Отдельно поражает, что у эстета, сноба, элитиста и чуть ли не фашиста Эволы находится гораздо больше точек соприкосновения с Симоной Вейль, чем того можно было бы ожидать даже в самой причудливой фантазии.
Во-первых, это метод. Эвола уже более чем кто-либо еще совершенно ничем не стеснен в своем мышлении, его полагания направлены далеко, а средства, которыми он возводит здание своей мысли, не ограничены ничем (благо эрудиции его могли позавидовать очень многие). Посему — опять очень задолго до того, как это стало чуть ли не трендом в европейской мысли — он активнейше использует восточный философско-религиозный материал. Древнекитайская философия (догматика или моралистика, было бы точнее сказать) и древнеиндийская мысль (идея кастовости, вернее, восходящей вертикали социума, вообще важная для традиционистов) широко представлены в его работах. «Это глубокая доктрина даосизма — нежелание иметь, отдавать, чтобы обладать, сдаваться, чтобы доминировать, жертвовать собой ради достижения — выражена в знаменитой концепции wei wu wei» — если кто-то услышал о ней впервые, то для Эволы она знаменитая, заметим. И тут же он легко может привлечь, чтобы не стояли в сторонке без дела, концепты европейской алхимии и даже магии (он их разделяет, ставя последнюю выше): «Чистая неопределённая возможность или ткань нового опыта (anonta-jyotih) в западном оккультизме называется “астральным светом” или “великим магическим агентом”». Индуизм, даосизм, буддизм и мистериальные практики синтетически соседствует у Эволы с Кантом, Шеллингом, Фихте и Вико. Привлекает он, кстати, и математическую логику и новейшую физику: Лейбниц, Риман, Лобачевский, Пуанкаре, Эйнштейн и Рассел будто передают привет Андре Вейлю.
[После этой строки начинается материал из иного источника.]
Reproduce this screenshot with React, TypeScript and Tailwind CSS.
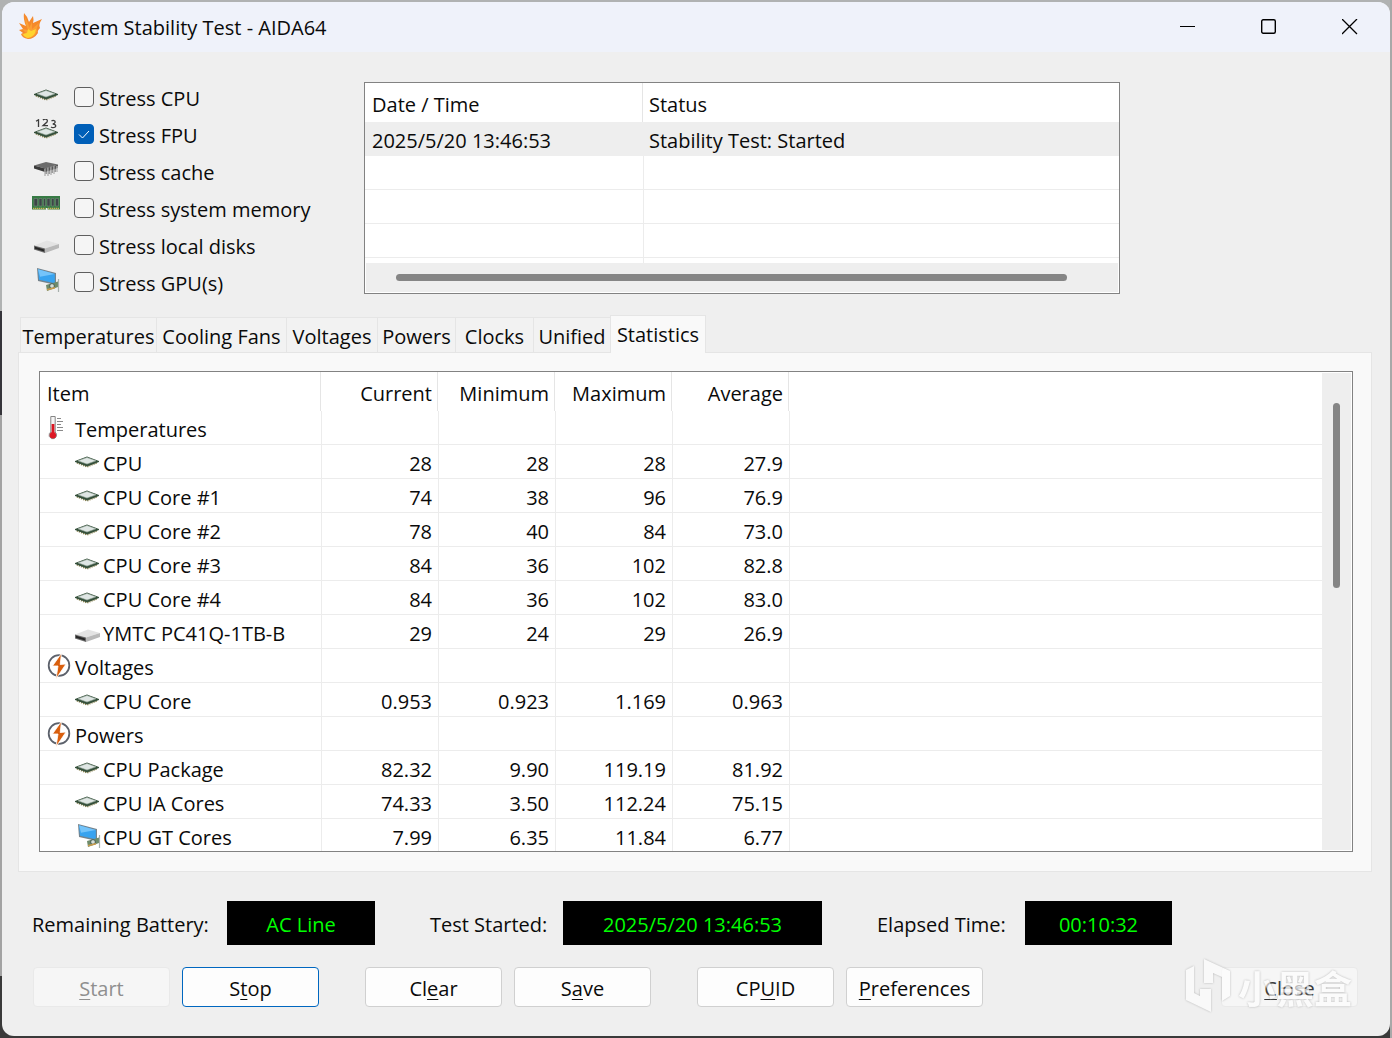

И тут мы имеем латентный мостик к будущим постулатам традиционализма об упадке модерного мира — к древнему знанию Эвола обращается не досуже, просто нынешнее скомпрометировано: «В частности, это проявляется в упадке трансцендентальной религии, в так называемых “Сумерках богов” и в зарождении, помимо них, модернизма и “имманентной религии”. В демонстрации науки как по существу произвольной, субъективной и оригинальной, а не воспроизводящей, объективной и необходимой конструкции, соответствующей традиционной концепции». Футуристические прогнозы не были в сфере интересов Вейль, критика настоящего и грядущего — прерогатива гораздо в большей мере Эволы. Но как Вейль не видела радужных перспектив в послевоенном мире, так и пессимистически формулирует Эвола: «Человеческий разум также обязан быть уверен в том, что то, что ему указывается в качестве его дальнейшей фазы, не является точкой, уже пройденной им. <…> Точки, которые он рассматривает как наиболее продвинутые — в данном случае идеализм — недостаточны».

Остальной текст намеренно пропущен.